Fully aware that braking takes all the fun out of a descent, I still need to have this talk with myself before any big descent on my bike.  Big, long downhills, like the LaSalle Mountain loop near Moab, Utah, or the 10 mile descent from the top of the Colorado National Monument in Fruita… or the 25-mile drop from the top of Trail Ridge Road into Grand lake – these are all epic, beautiful, exhilarating rides that allow me to tap into a childlike glee as long as I remind myself to let go and enjoy.

Braking off the bike

So here’s the metaphor – unnecessary braking takes the fun out of things.  Whether it’s on a bicycle, or starting a new business, or following a lifelong dream – if we aren’t careful, that need to be in utter control of everything can creep in and cause us to put on the brakes.  At best, that kind of braking dampers the fun of something that could otherwise be wonderful and exciting… at worst, it can be completely self-sabotaging.

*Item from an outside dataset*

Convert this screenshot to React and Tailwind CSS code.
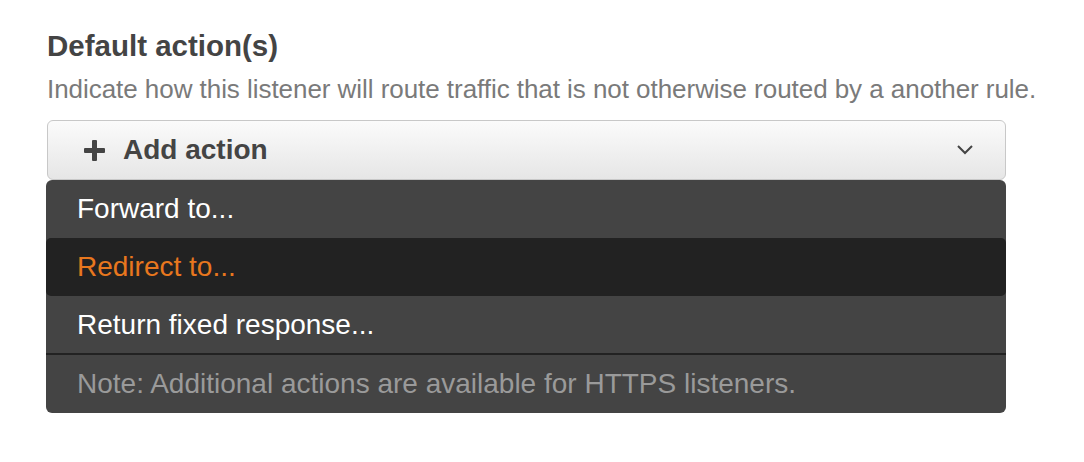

The good news is the neurotic little voice in your head that’s shouting, “WHAT ARE YOU DOING? HAVE YOU LOST YOUR DAMN MIND?!?” is totally within your control.  With practice, you can muzzle it.  Over time, you may silence it completely.  We brake to appease a need to control.  Or because we have self-doubt.  Or because we’re scared.  But living – real living – requires you to let off the brakes.  It requires you to take risks and be willing to throw a little caution to the wind.  Riding downhill on a bicycle is definitely the most fun when you’re not trying to brake the whole time.  Life is the same way.